Mainly in order to strike back at the little group of upstarts who disrupted filmmaking in The Extra, Panoply Studios’ vengeful CEO trumps up a murder charge that condemns Sunrise and all of its inhabitants to the latest, most sweeping and ruthless form of judicial sentence: a ‘‘live-action’’ filming of an attack (also known as Assault on Sunrise), that follows an exhaustively planned script where invading monsters aren’t just special effects. Instead of digital manipulations, Panoply’s Hollywood conjurers deal in something more like mad science, an unholy combination of genetics and robotics.

The refugees have enough experience, and links to insiders still in the business, to get some notion of what they’ll face, yet they can only scramble to set up makeshift countermeasures as the attack escalates and grows ever more complex. Soon they’re busy stealing ‘‘rafts’’ (the flying ships suitable for either camera shots or bombings), lab testing a sample of the bizarre gel that develops into seemingly immortal, selfregenerating giant bugs, or pursuing an urgent quest for design flaws in the finished products.

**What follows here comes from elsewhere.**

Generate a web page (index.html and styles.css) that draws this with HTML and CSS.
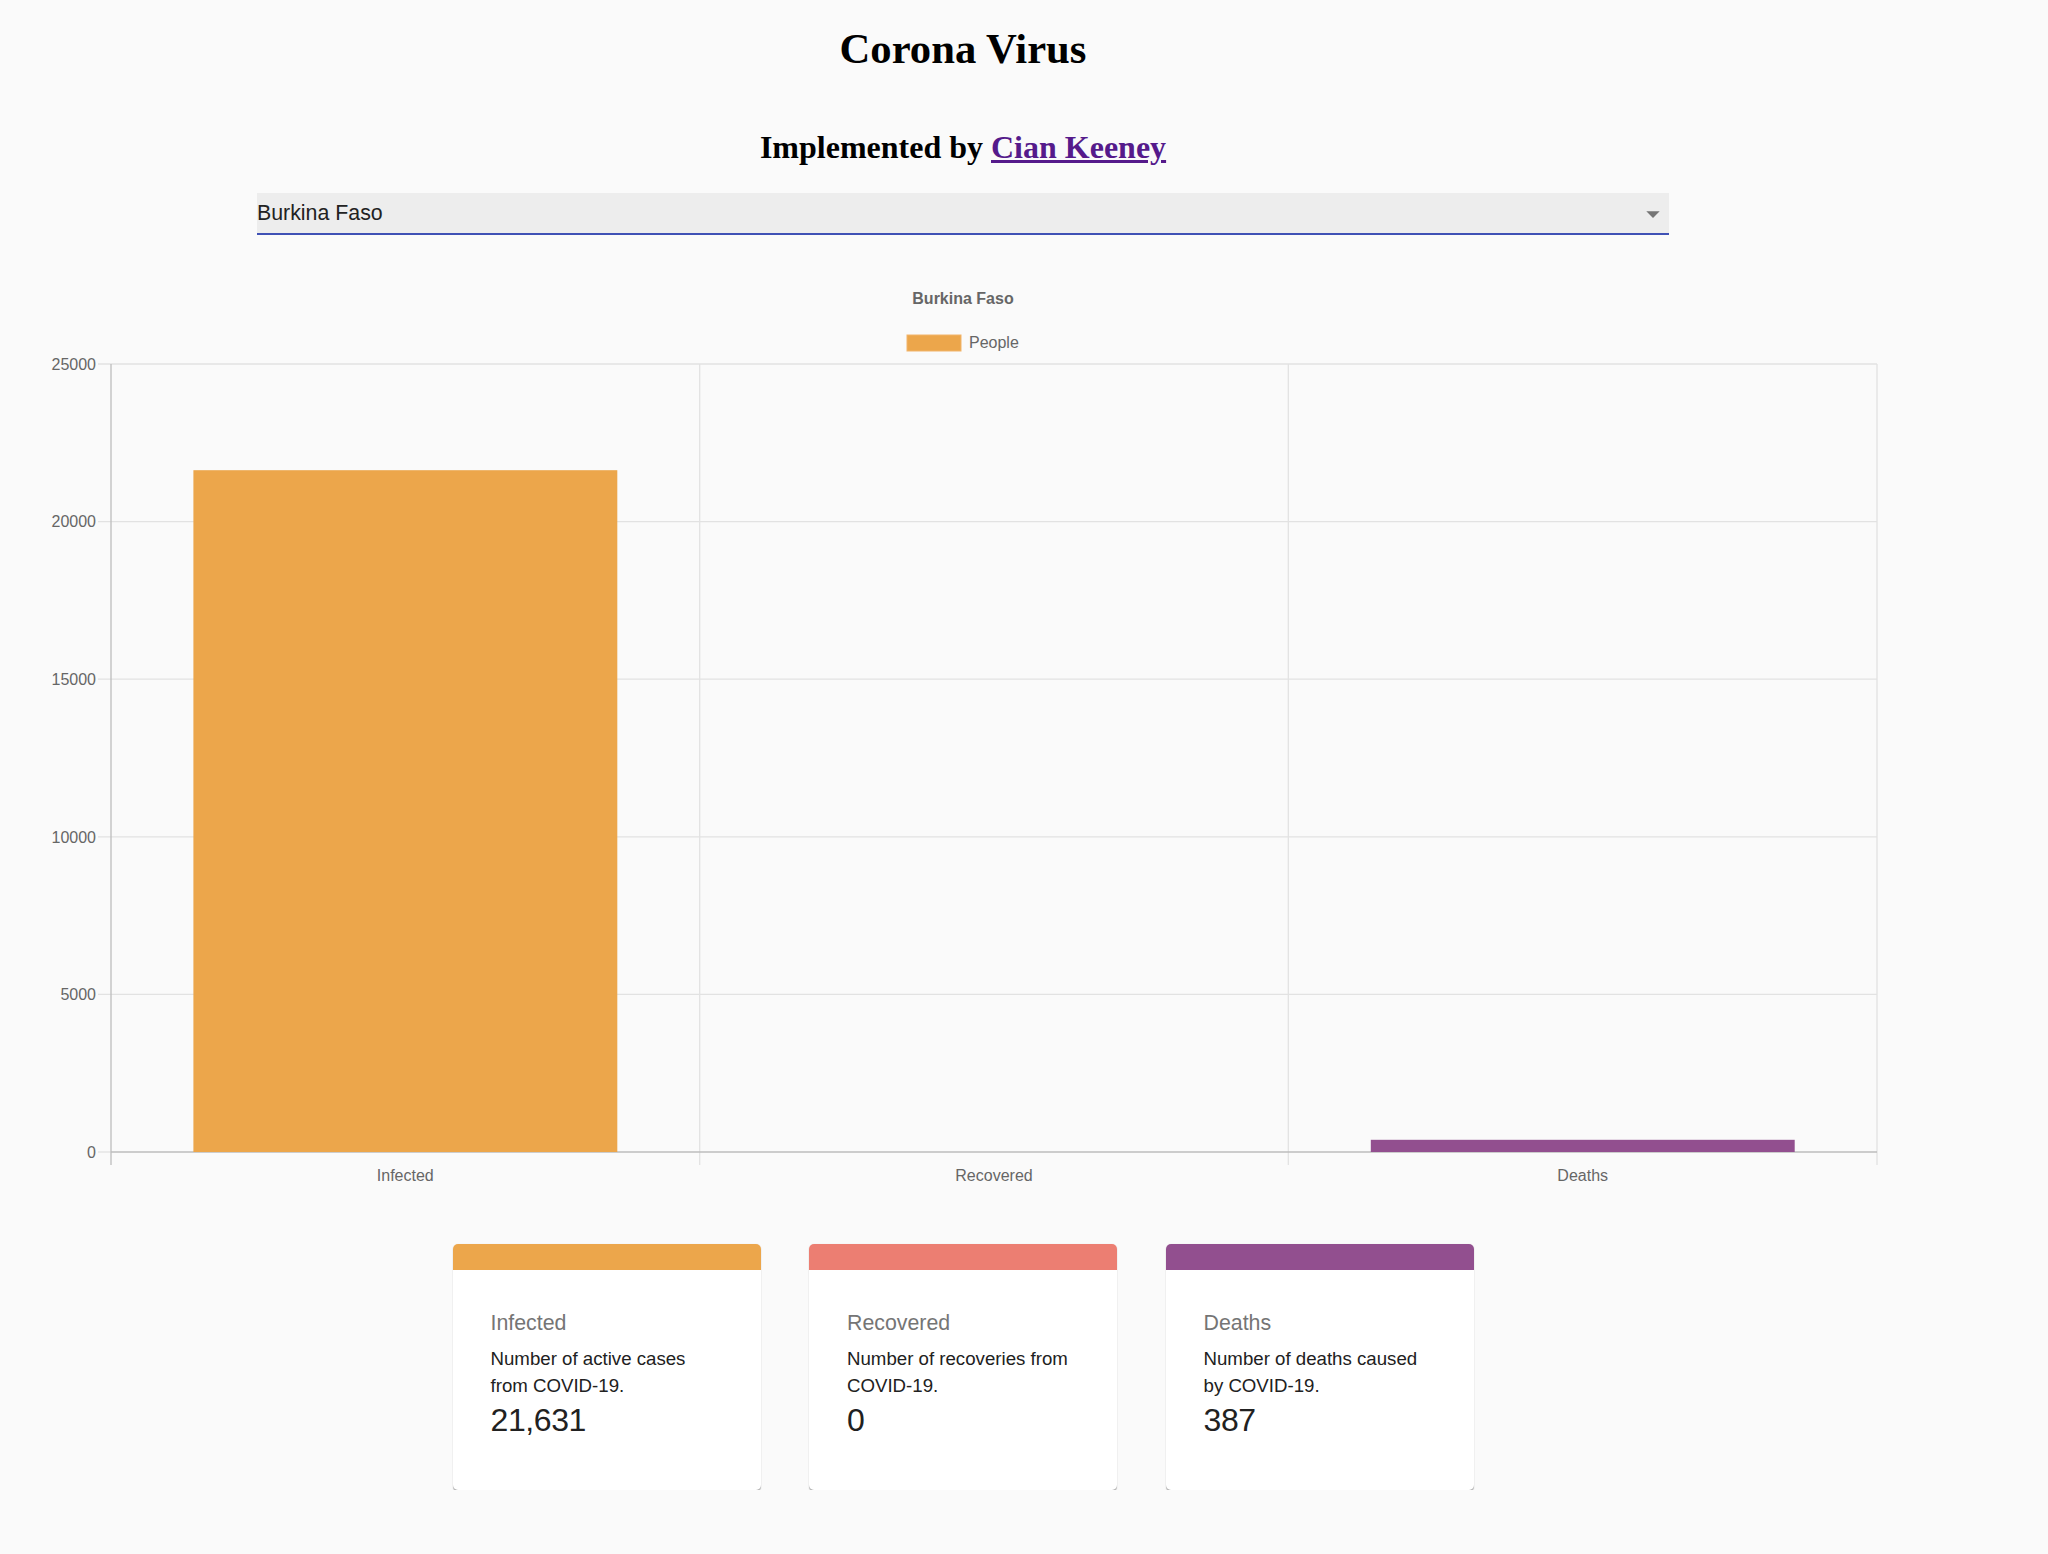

Shea doesn’t simply give us harried action figures in a sketchy landscape. By Chapter XII, ‘‘The Monster’s Flesh’’, we know these people well enough to feel the host of individual presences and high emotions that jostle against each other in a passage like this one:

At the back corner of Ike’s Engine Repair’s
big-vaulted garage was a small, crowded
machine shop. Devlin bade everyone in.
Mazy, Lance, and Radner were already
there. Shutting the door, she sealed them
all in the cold oily smell of machinery. It
was somehow the right scent, a smell of
mustered weapons, of danger and urgent
defenses.

One character – whose wife is four months pregnant in the book’s opening scene – takes a more direct hold of later chapters, speaking in the first person. Like a film’s occasional uses of close-up and specific focus among larger vistas, Curtis takes us with him into the heart of his own adventures, though he never looms as an epic hero would – not even after managing, with a ‘‘lucky shot,’’ to blow the head off an insectile invader.

Amid such mayhem, not everybody can survive, and each loss cuts deep. But enough do make it through, or get born into chaos, to leave me eager for the battles of book three, Fortress Hollywood.